## begin

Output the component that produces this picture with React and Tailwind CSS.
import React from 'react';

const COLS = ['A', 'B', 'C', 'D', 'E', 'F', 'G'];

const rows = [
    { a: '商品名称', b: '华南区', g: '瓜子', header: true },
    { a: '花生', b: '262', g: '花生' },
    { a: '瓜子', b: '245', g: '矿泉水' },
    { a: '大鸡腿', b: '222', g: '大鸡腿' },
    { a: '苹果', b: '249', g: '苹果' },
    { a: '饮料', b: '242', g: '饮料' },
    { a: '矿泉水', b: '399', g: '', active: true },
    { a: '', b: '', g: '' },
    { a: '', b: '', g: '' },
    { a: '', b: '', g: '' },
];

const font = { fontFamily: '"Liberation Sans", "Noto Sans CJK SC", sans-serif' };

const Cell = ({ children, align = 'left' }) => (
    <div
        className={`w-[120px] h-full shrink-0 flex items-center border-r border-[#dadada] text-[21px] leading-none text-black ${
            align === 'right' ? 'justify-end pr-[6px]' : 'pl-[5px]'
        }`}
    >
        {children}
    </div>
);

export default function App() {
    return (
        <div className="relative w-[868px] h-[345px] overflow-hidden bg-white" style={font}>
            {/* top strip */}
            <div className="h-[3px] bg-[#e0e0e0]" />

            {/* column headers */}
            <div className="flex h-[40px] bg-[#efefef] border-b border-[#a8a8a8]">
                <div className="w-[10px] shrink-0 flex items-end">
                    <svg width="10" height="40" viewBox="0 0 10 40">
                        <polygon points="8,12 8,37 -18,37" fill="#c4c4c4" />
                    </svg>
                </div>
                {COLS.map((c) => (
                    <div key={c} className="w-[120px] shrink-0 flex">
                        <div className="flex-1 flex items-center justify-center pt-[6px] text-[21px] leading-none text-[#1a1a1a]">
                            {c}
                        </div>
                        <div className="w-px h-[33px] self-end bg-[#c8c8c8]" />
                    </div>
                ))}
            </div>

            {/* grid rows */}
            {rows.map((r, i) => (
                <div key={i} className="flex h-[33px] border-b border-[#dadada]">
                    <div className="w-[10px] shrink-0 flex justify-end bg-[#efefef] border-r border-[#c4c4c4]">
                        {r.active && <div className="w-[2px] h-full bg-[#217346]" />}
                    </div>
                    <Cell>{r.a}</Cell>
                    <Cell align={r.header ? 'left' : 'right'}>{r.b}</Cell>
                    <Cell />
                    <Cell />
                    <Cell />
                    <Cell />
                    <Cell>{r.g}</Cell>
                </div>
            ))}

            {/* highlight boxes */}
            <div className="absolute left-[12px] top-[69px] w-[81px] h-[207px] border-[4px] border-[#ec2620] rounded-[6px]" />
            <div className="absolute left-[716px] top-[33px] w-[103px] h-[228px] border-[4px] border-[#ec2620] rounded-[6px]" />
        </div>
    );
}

## end

◆ TASK STATEMENT ◆
Return exactly the opening lines of the listing above, ending with the line that has "const COLS = ['A', 'B', 'C', 'D', 'E', 'F', 'G'];".

◆ THE OUTPUT ◆
Output the component that produces this picture with React and Tailwind CSS.
import React from 'react';

const COLS = ['A', 'B', 'C', 'D', 'E', 'F', 'G'];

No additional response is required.